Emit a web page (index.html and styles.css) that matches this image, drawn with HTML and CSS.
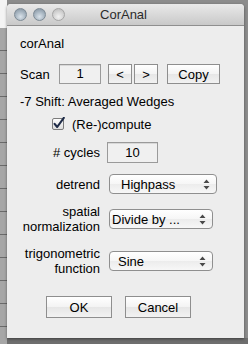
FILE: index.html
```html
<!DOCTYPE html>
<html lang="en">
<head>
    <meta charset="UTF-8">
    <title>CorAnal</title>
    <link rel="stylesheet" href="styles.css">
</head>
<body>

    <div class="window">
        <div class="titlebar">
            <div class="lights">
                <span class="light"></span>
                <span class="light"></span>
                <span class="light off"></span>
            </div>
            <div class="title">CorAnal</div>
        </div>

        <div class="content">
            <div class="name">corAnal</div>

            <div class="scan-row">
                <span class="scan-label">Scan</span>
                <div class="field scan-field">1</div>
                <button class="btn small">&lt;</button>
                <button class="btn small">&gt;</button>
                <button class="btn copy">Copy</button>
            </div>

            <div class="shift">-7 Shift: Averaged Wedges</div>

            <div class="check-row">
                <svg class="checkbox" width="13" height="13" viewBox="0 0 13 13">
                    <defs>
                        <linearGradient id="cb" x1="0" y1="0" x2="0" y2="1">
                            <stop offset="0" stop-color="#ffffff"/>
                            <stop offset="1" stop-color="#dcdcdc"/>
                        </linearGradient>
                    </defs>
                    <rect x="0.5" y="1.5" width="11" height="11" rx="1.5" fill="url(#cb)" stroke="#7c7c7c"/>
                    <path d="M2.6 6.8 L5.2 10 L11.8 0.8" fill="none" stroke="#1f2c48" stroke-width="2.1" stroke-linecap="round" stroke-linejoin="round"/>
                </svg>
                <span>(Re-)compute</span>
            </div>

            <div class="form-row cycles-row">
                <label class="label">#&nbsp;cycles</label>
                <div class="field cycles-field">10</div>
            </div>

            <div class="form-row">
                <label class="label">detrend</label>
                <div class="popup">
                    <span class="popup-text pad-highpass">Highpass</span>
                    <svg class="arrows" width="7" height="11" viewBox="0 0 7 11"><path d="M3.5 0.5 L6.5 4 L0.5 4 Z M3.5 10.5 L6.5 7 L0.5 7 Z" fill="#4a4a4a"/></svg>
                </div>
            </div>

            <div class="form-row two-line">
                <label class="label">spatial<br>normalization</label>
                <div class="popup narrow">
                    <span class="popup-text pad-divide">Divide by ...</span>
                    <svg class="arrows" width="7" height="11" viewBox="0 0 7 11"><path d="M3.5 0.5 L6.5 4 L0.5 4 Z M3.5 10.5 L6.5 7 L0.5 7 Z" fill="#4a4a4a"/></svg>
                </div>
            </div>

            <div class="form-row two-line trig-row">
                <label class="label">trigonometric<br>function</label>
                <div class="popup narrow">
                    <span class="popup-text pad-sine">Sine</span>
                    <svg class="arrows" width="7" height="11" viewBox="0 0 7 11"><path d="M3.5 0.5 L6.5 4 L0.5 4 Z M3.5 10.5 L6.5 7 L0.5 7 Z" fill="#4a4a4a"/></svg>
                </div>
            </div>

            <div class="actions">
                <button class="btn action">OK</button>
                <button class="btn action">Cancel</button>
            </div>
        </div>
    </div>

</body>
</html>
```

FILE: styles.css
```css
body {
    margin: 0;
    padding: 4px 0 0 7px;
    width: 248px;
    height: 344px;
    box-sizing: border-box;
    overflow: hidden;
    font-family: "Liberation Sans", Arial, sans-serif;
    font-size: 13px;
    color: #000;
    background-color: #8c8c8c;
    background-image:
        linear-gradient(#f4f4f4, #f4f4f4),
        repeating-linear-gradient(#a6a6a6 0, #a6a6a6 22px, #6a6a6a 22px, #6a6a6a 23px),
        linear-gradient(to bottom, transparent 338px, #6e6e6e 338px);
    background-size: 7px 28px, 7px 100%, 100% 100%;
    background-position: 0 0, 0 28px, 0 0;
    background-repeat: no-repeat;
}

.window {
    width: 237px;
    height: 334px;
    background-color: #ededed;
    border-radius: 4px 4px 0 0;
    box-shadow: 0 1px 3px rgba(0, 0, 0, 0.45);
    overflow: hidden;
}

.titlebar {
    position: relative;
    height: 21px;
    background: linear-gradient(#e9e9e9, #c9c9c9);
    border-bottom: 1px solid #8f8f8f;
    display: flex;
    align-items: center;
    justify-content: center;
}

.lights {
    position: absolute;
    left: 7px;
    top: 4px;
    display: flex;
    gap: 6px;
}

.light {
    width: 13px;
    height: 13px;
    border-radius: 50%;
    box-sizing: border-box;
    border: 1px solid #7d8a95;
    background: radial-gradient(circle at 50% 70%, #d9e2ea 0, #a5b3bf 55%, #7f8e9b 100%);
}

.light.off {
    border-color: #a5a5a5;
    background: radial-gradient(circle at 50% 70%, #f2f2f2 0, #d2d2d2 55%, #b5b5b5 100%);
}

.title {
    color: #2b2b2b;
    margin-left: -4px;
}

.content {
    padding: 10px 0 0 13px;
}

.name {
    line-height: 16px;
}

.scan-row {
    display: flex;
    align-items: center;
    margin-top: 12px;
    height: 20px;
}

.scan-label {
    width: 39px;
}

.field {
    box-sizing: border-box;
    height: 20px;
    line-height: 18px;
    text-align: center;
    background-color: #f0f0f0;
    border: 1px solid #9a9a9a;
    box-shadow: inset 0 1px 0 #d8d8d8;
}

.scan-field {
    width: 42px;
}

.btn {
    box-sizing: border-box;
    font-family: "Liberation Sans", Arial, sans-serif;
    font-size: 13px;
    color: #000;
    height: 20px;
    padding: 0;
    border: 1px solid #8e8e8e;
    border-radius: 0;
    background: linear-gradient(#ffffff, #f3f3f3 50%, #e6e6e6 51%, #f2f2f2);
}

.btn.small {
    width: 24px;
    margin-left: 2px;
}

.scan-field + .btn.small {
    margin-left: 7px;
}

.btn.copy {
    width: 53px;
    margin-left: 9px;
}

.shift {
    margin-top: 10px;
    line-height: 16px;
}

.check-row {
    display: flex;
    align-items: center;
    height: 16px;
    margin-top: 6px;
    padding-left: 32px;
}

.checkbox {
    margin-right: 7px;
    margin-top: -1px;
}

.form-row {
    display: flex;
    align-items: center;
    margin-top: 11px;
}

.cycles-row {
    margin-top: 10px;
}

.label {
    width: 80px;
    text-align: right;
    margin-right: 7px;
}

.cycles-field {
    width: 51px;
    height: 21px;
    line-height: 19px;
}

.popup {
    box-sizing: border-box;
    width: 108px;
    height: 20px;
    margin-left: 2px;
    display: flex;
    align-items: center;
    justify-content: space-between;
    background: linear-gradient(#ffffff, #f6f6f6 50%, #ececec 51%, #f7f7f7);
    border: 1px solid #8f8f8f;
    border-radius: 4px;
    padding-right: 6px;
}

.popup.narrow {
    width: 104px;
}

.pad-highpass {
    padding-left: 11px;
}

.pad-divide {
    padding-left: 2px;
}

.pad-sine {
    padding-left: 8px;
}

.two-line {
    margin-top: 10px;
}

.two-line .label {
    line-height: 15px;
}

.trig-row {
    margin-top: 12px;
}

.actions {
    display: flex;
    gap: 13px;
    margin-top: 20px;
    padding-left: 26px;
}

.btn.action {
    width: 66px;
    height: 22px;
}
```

-----

● What is being asked: State how many lines hold the word "index". The number is the whole answer.

● Problem solution: 2